There are two major types of losses: ordinary and capital. Unlike ordinary loss, which is broad, capital loss is a specific type of loss. When someone buys an asset, he usually has to pay for it. The asset normally will be sold for more money after it matures or if the value increases but, if the asset is sold for less, then the difference is considered a capital loss. These assets can be any sort of capital, including futures and bonds.
If the loss is not capital, then it is considered an ordinary loss, and there can be many reasons for this to occur. For example, if a food store’s produce rots and cannot be sold, this is considered a loss, because money was spent but there was no profit from the expenditure. Other causes for this loss include theft, damage, recalls and a long list of other possibilities.

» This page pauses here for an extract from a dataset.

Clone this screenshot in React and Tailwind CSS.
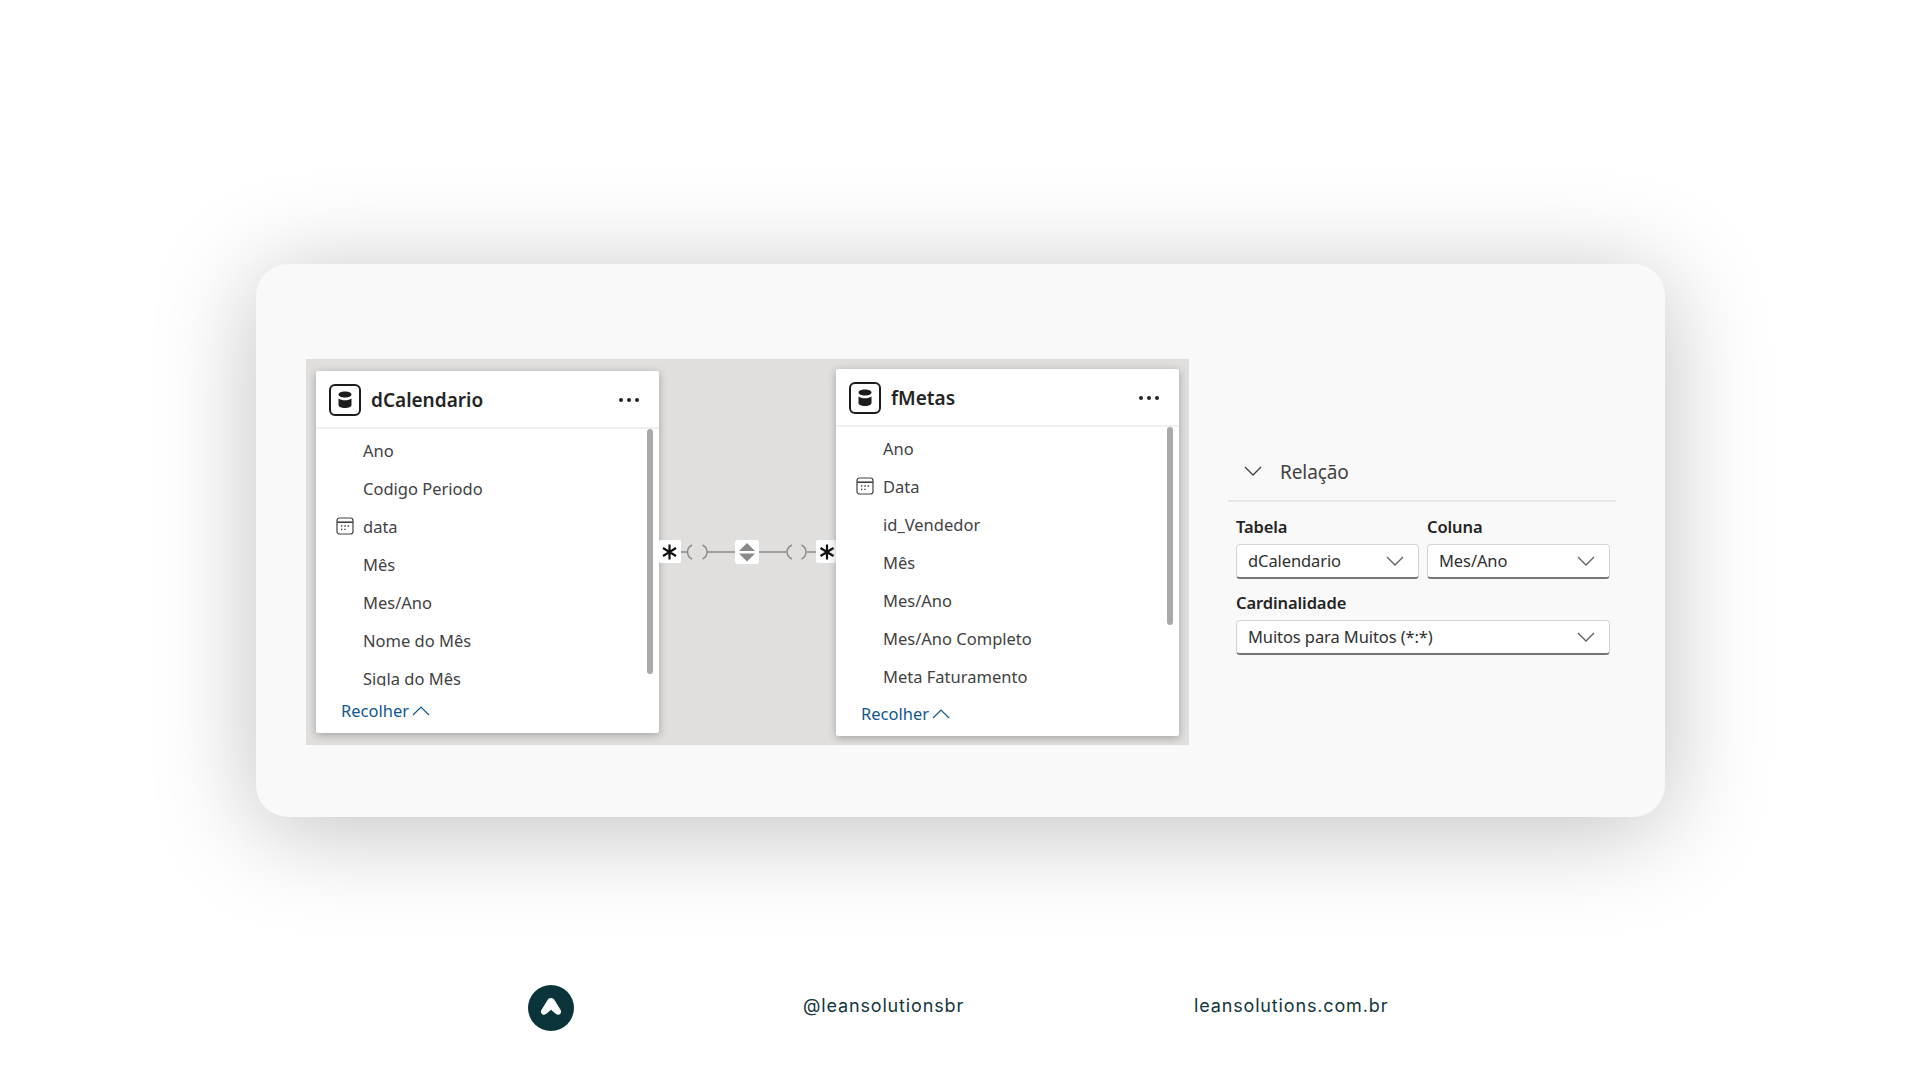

As long as money is lost and it does not originate from a capital source, the losses are considered ordinary.
Aside from their sources, there is another major difference between ordinary and capital loss. In most countries and regions, capital loss has a threshold; anything above this threshold cannot be written off and is treated as gross income. With ordinary loss, there is no threshold, so everything can be written off to decrease taxes. For this reason, and because assets may be able to increase in value in the future, most people prefer ordinary losses.
Another benefit to ordinary loss is that, if it is too much, then the business or individual may not have to pay any taxes. There is no threshold to this type of loss, so it can outweigh gross income for a taxpayer who loses a substantial amount of money during a year or quarter. In this case, because there technically is no gross income, the taxpayer will not have to pay any taxes, which can help in such devastating scenarios.